Pre-draft measurables
| Height | Weight | Arm length | Hand span | Wingspan | 40-yard dash | 10-yard split | 20-yard split | 20-yard shuttle | Three-cone drill | Vertical jump | Broad jump | Bench press | Wonderlic |
| 5 ft 10+5⁄8 in (1.79 m) | 239 lb (108 kg) | 32 in (0.81 m) | 9+3⁄4 in (0.25 m) | 6 ft 4+7⁄8 in (1.95 m) | 4.88 s | 1.77 s | 2.87 s | 4.45 s | 7.35 s | 31.0 in (0.79 m) | 8 ft 8 in (2.64 m) | 20 reps | 20 |
All values from NFL Combine

===Green Bay Packers===
Smith was selected by the Packers 186th overall with the second of three sixth round picks in the 2011 NFL draft. Smith responded to being drafted by stating: "I'm ecstatic that Green Bay saw my talent and decided to pick me up.”

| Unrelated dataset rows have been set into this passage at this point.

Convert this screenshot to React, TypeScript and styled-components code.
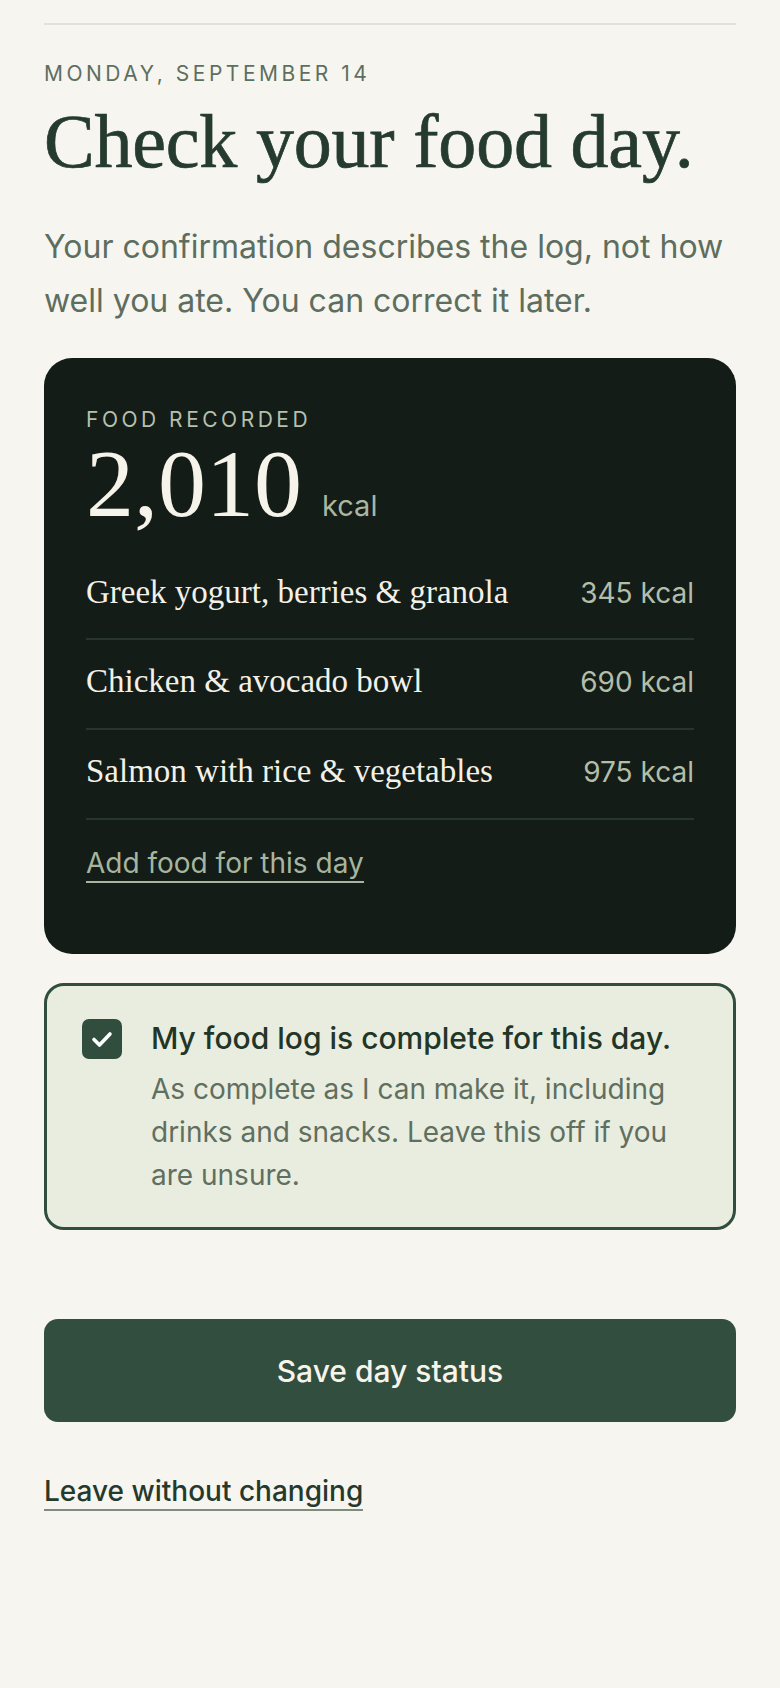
import styled, { createGlobalStyle } from 'styled-components';

const GlobalStyle = createGlobalStyle`
  html, body {
    margin: 0;
    padding: 0;
    background: #f7f5ef;
  }
  body {
    font-family: Inter, 'Noto Sans', sans-serif;
    -webkit-font-smoothing: antialiased;
  }
`;

const Page = styled.main`
  min-height: 1688px;
  padding: 23px 44px 60px;
  box-sizing: border-box;
  background: #f7f5ef;
`;

const TopRule = styled.hr`
  margin: 0;
  border: none;
  border-top: 2px solid #e0e1d7;
`;

const Eyebrow = styled.div<{ $light?: boolean }>`
  font-size: 21px;
  line-height: 28px;
  letter-spacing: 0.167em;
  text-transform: uppercase;
  color: ${(p) => (p.$light ? '#b6c0ae' : '#5d6f5f')};
`;

const DateLabel = styled(Eyebrow)`
  margin-top: 35px;
`;

const Title = styled.h1`
  margin: 12px 0 0;
  font-family: 'Liberation Serif', 'Times New Roman', serif;
  font-weight: 400;
  font-size: 76px;
  line-height: 1.1;
  letter-spacing: -0.2px;
  color: #263b2f;
  -webkit-text-stroke: 0.7px #263b2f;
`;

const Lead = styled.p`
  margin: 36px 0 0;
  font-size: 32px;
  line-height: 54px;
  color: #5d6e5f;
`;

const SummaryCard = styled.section`
  margin-top: 30px;
  padding: 48px 42px 71px;
  border-radius: 28px;
  background: #131c16;
`;

const Total = styled.div`
  display: flex;
  align-items: baseline;
  gap: 20px;
  margin-top: 3px;
`;

const TotalNumber = styled.span`
  font-family: 'Liberation Serif', 'Times New Roman', serif;
  font-size: 96px;
  line-height: 94px;
  color: #f6f3ea;
`;

const Unit = styled.span`
  font-size: 29px;
  color: #a9b6a2;
`;

const FoodList = styled.ul`
  list-style: none;
  margin: 20px 0 0;
  padding: 0;
`;

const FoodRow = styled.li`
  display: flex;
  align-items: baseline;
  justify-content: space-between;
  padding: 20px 0 25px;
  border-bottom: 2px solid #27362d;
`;

const FoodName = styled.span`
  font-family: 'Liberation Serif', 'Times New Roman', serif;
  font-size: 33px;
  line-height: 1.3;
  color: #f3f0e8;
`;

const FoodKcal = styled.span`
  font-size: 28px;
  line-height: 1.3;
  color: #b3beaa;
`;

const TextLink = styled.a<{ $tone: 'sage' | 'dark' }>`
  display: inline-block;
  font-size: 28px;
  line-height: 1.25;
  font-weight: ${(p) => (p.$tone === 'dark' ? 500 : 400)};
  color: ${(p) => (p.$tone === 'dark' ? '#25392d' : '#a8b59e')};
  text-decoration: none;
  border-bottom: 2px solid ${(p) => (p.$tone === 'dark' ? '#7d8d7c' : '#a8b59e')};
  cursor: pointer;
`;

const AddLink = styled(TextLink)`
  margin-top: 26px;
`;

const ConfirmCard = styled.label`
  display: flex;
  align-items: flex-start;
  gap: 29px;
  margin-top: 29px;
  padding: 33px 35px 30px;
  border: 3px solid #304d3e;
  border-radius: 20px;
  background: #e9eddf;
  cursor: pointer;
`;

const Box = styled.span`
  flex: none;
  display: flex;
  align-items: center;
  justify-content: center;
  width: 40px;
  height: 40px;
  border-radius: 7px;
  background: #304d3e;
`;

const ConfirmText = styled.div`
  display: flex;
  flex-direction: column;
  gap: 10px;
`;

const ConfirmTitle = styled.span`
  font-size: 30px;
  line-height: 1.3;
  font-weight: 500;
  color: #223628;
`;

const ConfirmHint = styled.span`
  font-size: 28px;
  line-height: 43px;
  color: #5f6f60;
`;

const SaveButton = styled.button`
  display: block;
  width: 100%;
  height: 103px;
  margin-top: 89px;
  border: none;
  border-radius: 14px;
  background: #324e3f;
  color: #f7f4ec;
  font-family: inherit;
  font-size: 30px;
  font-weight: 500;
  cursor: pointer;
`;

const LeaveRow = styled.div`
  margin-top: 52px;
`;

const foods = [
  { name: 'Greek yogurt, berries & granola', kcal: 345 },
  { name: 'Chicken & avocado bowl', kcal: 690 },
  { name: 'Salmon with rice & vegetables', kcal: 975 },
];

const App = () => {
  const total = foods.reduce((sum, f) => sum + f.kcal, 0);

  return (
    <>
      <GlobalStyle />
      <Page>
        <TopRule />
        <DateLabel>Monday, September 14</DateLabel>
        <Title>Check your food day.</Title>
        <Lead>
          Your confirmation describes the log, not how well you ate. You can
          correct it later.
        </Lead>

        <SummaryCard>
          <Eyebrow $light>Food recorded</Eyebrow>
          <Total>
            <TotalNumber>{total.toLocaleString('en-US')}</TotalNumber>
            <Unit>kcal</Unit>
          </Total>
          <FoodList>
            {foods.map((f) => (
              <FoodRow key={f.name}>
                <FoodName>{f.name}</FoodName>
                <FoodKcal>{f.kcal} kcal</FoodKcal>
              </FoodRow>
            ))}
          </FoodList>
          <AddLink $tone="sage">Add food for this day</AddLink>
        </SummaryCard>

        <ConfirmCard>
          <Box>
            <svg width="24" height="24" viewBox="0 0 24 24" fill="none">
              <polyline
                points="4 12.5 9.5 18 20 7"
                stroke="#ffffff"
                strokeWidth="3.6"
                strokeLinecap="round"
                strokeLinejoin="round"
              />
            </svg>
          </Box>
          <ConfirmText>
            <ConfirmTitle>My food log is complete for this day.</ConfirmTitle>
            <ConfirmHint>
              As complete as I can make it, including drinks and snacks. Leave
              this off if you are unsure.
            </ConfirmHint>
          </ConfirmText>
        </ConfirmCard>

        <SaveButton type="button">Save day status</SaveButton>

        <LeaveRow>
          <TextLink $tone="dark">Leave without changing</TextLink>
        </LeaveRow>
      </Page>
    </>
  );
};

export default App;
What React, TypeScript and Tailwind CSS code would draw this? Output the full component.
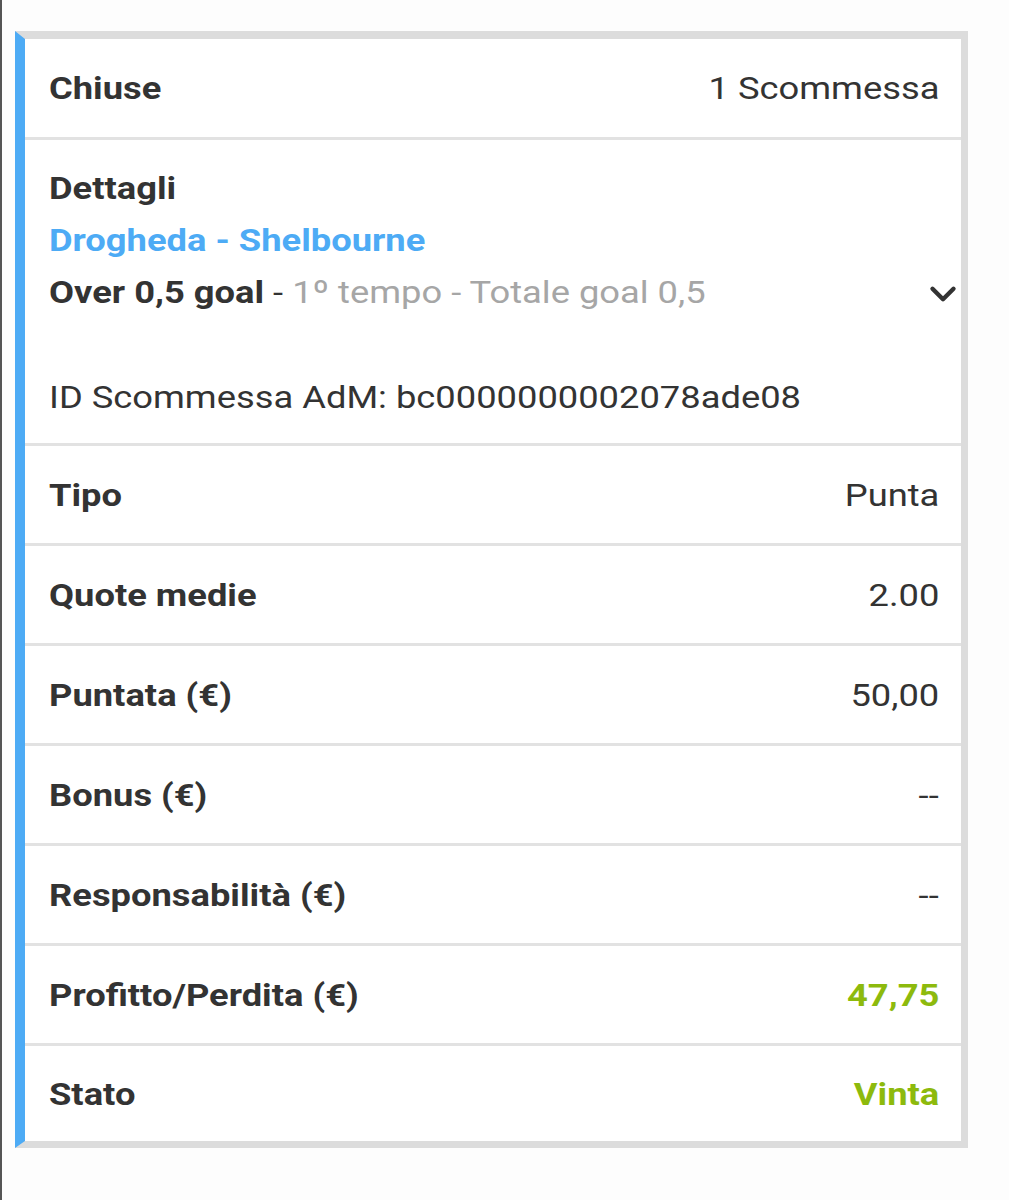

Smith was released by the Packers on April 24, 2013 after he failed a physical.

===San Diego Chargers===
Smith was claimed off waivers by the San Diego Chargers on April 25, 2013. He was released before the season.

===Houston Texans===
Smith signed with the Houston Texans on November 13, 2013.

===Carolina Panthers===
Smith signed with the Carolina Panthers on January 3, 2014.

==Coaching career==
After his playing career ended, Smith accepted an offer from his former high school coach to be the defensive coordinator at Vance High School in Charlotte, North Carolina. He accepted a position at his alma mater Appalachian State in 2016 as the program's director of recruiting relations. He was reassigned to a defensive analyst position in 2017, and promoted to outside linebackers coach in 2018.

Smith was named the linebackers coach at Missouri in 2020. In January 2022, Smith was named co-defensive coordinator and recruiting coordinator while retaining his role as linebacker coach. Following the conclusion of the 2022 season, Smith signed an extension with Missouri through 2024 with an annual salary of $550,000.

On December 29, 2024, it was announced that Smith would be returning to his alma mater to serve as the defensive coordinator for the Appalachian State Mountaineers beginning with the 2025 season.